Source material -
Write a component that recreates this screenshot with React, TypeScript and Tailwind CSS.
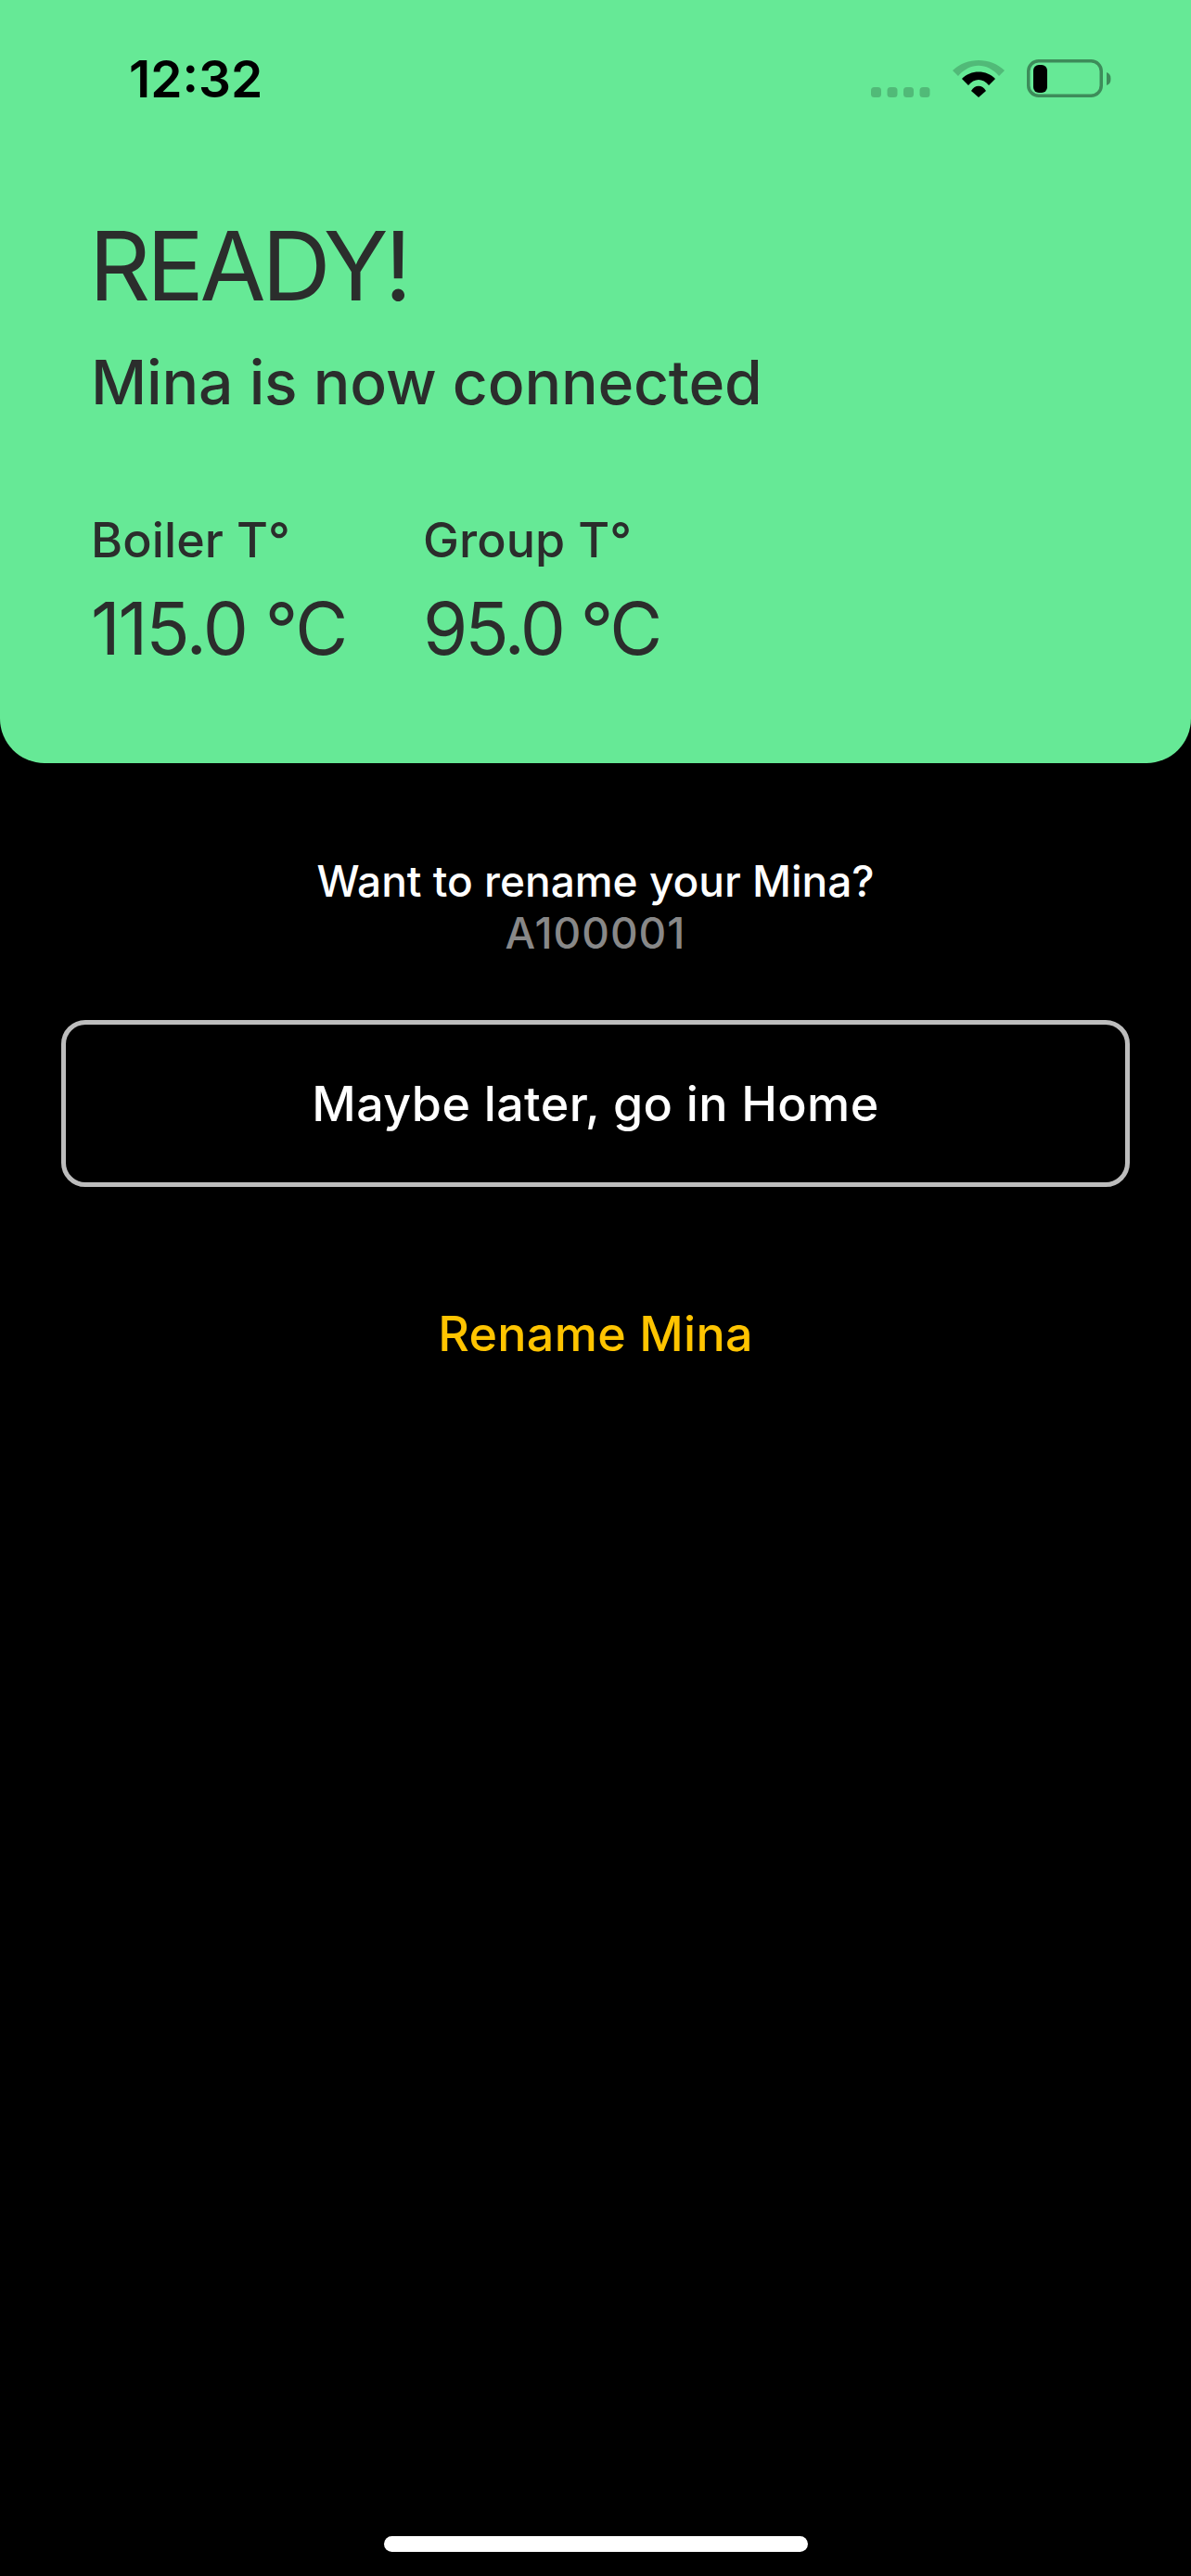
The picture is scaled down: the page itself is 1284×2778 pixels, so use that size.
export default function App() {
  return (
    <div className="relative flex h-[2778px] w-[1284px] flex-col overflow-hidden bg-black font-['Inter',sans-serif]">
      <div className="flex h-[823px] flex-col rounded-b-[48px] bg-[#66e996] text-[#2b2d2c]">
        <div className="flex h-[172px] items-start justify-between pl-[139px] pr-[85px] pt-[52px]">
          <span className="text-[55px] font-semibold leading-[66px] text-black">12:32</span>
          <svg width="260" height="50" viewBox="0 0 260 50" className="mt-[8px]">
            <g fill="#000" fillOpacity="0.2">
              <rect x="0" y="34" width="11" height="11" rx="3.5" />
              <rect x="17.5" y="34" width="11" height="11" rx="3.5" />
              <rect x="35" y="34" width="11" height="11" rx="3.5" />
              <rect x="52.5" y="34" width="11" height="11" rx="3.5" />
              <path d="M88 16 C103 1.3 129 1.3 144 16 L138 22 C125 7 107 7 94 22 Z" />
            </g>
            <path d="M98 25 C107 15 125 15 134 25 L127 32 C121 24 111 24 105 32 Z" />
            <path d="M108 38 C112 31 120 31 124 38 L116 45 Z" />
            <rect x="169.75" y="5.75" width="78.5" height="37.5" rx="11" fill="none" stroke="#000" strokeOpacity="0.4" strokeWidth="3.5" />
            <rect x="175" y="10" width="15" height="30" rx="6" />
            <path d="M254 18 C257 19 258.5 21 258.5 25 C258.5 29 257 31 254 32 Z" fillOpacity="0.4" />
          </svg>
        </div>
        <div className="flex flex-col pl-[98px]">
          <h1 className="mt-[53px] -ml-[2px] text-[103px] font-normal leading-[124px] tracking-[-0.042em]">READY!</h1>
          <p className="mt-[23px] text-[66px] font-[450] leading-[80px] tracking-[-0.003em]">Mina is now connected</p>
          <div className="mt-[99px] flex">
            <div className="flex w-[358px] flex-col">
              <span className="text-[52px] font-[450] leading-[63px] tracking-[0.002em]">Boiler T°</span>
              <span className="mt-[17px] text-[78px] font-normal leading-[94px] tracking-[-0.027em]">115.0 °C</span>
            </div>
            <div className="flex flex-col">
              <span className="text-[52px] font-[450] leading-[63px] tracking-[0.002em]">Group T°</span>
              <span className="mt-[17px] text-[78px] font-normal leading-[94px] tracking-[-0.04em]">95.0 °C</span>
            </div>
          </div>
        </div>
      </div>
      <div className="flex flex-col items-center px-[66px]">
        <p className="mt-[99px] text-[46px] font-[450] leading-[56px] text-white">Want to rename your Mina?</p>
        <p className="text-[46px] font-[450] leading-[56px] tracking-[0.022em] text-[#888888]">A100001</p>
        <button className="mt-[66px] flex h-[180px] w-full items-center justify-center rounded-[26px] border-[5px] border-[#bdbdbd] text-[52px] font-[450] leading-[63px] tracking-[0.008em] text-white">
          Maybe later, go in Home
        </button>
        <button className="mt-[127px] text-[52px] font-[450] leading-[63px] tracking-[0.006em] text-[#ffc400]">Rename Mina</button>
      </div>
      <div className="absolute bottom-[26px] left-[414px] h-[17px] w-[457px] rounded-full bg-white" />
    </div>
  );
}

Instructions to follow - Print the complete listing exactly as it stands, without its pictures.

Task response -
Write a component that recreates this screenshot with React, TypeScript and Tailwind CSS.
The picture is scaled down: the page itself is 1284×2778 pixels, so use that size.
export default function App() {
  return (
    <div className="relative flex h-[2778px] w-[1284px] flex-col overflow-hidden bg-black font-['Inter',sans-serif]">
      <div className="flex h-[823px] flex-col rounded-b-[48px] bg-[#66e996] text-[#2b2d2c]">
        <div className="flex h-[172px] items-start justify-between pl-[139px] pr-[85px] pt-[52px]">
          <span className="text-[55px] font-semibold leading-[66px] text-black">12:32</span>
          <svg width="260" height="50" viewBox="0 0 260 50" className="mt-[8px]">
            <g fill="#000" fillOpacity="0.2">
              <rect x="0" y="34" width="11" height="11" rx="3.5" />
              <rect x="17.5" y="34" width="11" height="11" rx="3.5" />
              <rect x="35" y="34" width="11" height="11" rx="3.5" />
              <rect x="52.5" y="34" width="11" height="11" rx="3.5" />
              <path d="M88 16 C103 1.3 129 1.3 144 16 L138 22 C125 7 107 7 94 22 Z" />
            </g>
            <path d="M98 25 C107 15 125 15 134 25 L127 32 C121 24 111 24 105 32 Z" />
            <path d="M108 38 C112 31 120 31 124 38 L116 45 Z" />
            <rect x="169.75" y="5.75" width="78.5" height="37.5" rx="11" fill="none" stroke="#000" strokeOpacity="0.4" strokeWidth="3.5" />
            <rect x="175" y="10" width="15" height="30" rx="6" />
            <path d="M254 18 C257 19 258.5 21 258.5 25 C258.5 29 257 31 254 32 Z" fillOpacity="0.4" />
          </svg>
        </div>
        <div className="flex flex-col pl-[98px]">
          <h1 className="mt-[53px] -ml-[2px] text-[103px] font-normal leading-[124px] tracking-[-0.042em]">READY!</h1>
          <p className="mt-[23px] text-[66px] font-[450] leading-[80px] tracking-[-0.003em]">Mina is now connected</p>
          <div className="mt-[99px] flex">
            <div className="flex w-[358px] flex-col">
              <span className="text-[52px] font-[450] leading-[63px] tracking-[0.002em]">Boiler T°</span>
              <span className="mt-[17px] text-[78px] font-normal leading-[94px] tracking-[-0.027em]">115.0 °C</span>
            </div>
            <div className="flex flex-col">
              <span className="text-[52px] font-[450] leading-[63px] tracking-[0.002em]">Group T°</span>
              <span className="mt-[17px] text-[78px] font-normal leading-[94px] tracking-[-0.04em]">95.0 °C</span>
            </div>
          </div>
        </div>
      </div>
      <div className="flex flex-col items-center px-[66px]">
        <p className="mt-[99px] text-[46px] font-[450] leading-[56px] text-white">Want to rename your Mina?</p>
        <p className="text-[46px] font-[450] leading-[56px] tracking-[0.022em] text-[#888888]">A100001</p>
        <button className="mt-[66px] flex h-[180px] w-full items-center justify-center rounded-[26px] border-[5px] border-[#bdbdbd] text-[52px] font-[450] leading-[63px] tracking-[0.008em] text-white">
          Maybe later, go in Home
        </button>
        <button className="mt-[127px] text-[52px] font-[450] leading-[63px] tracking-[0.006em] text-[#ffc400]">Rename Mina</button>
      </div>
      <div className="absolute bottom-[26px] left-[414px] h-[17px] w-[457px] rounded-full bg-white" />
    </div>
  );
}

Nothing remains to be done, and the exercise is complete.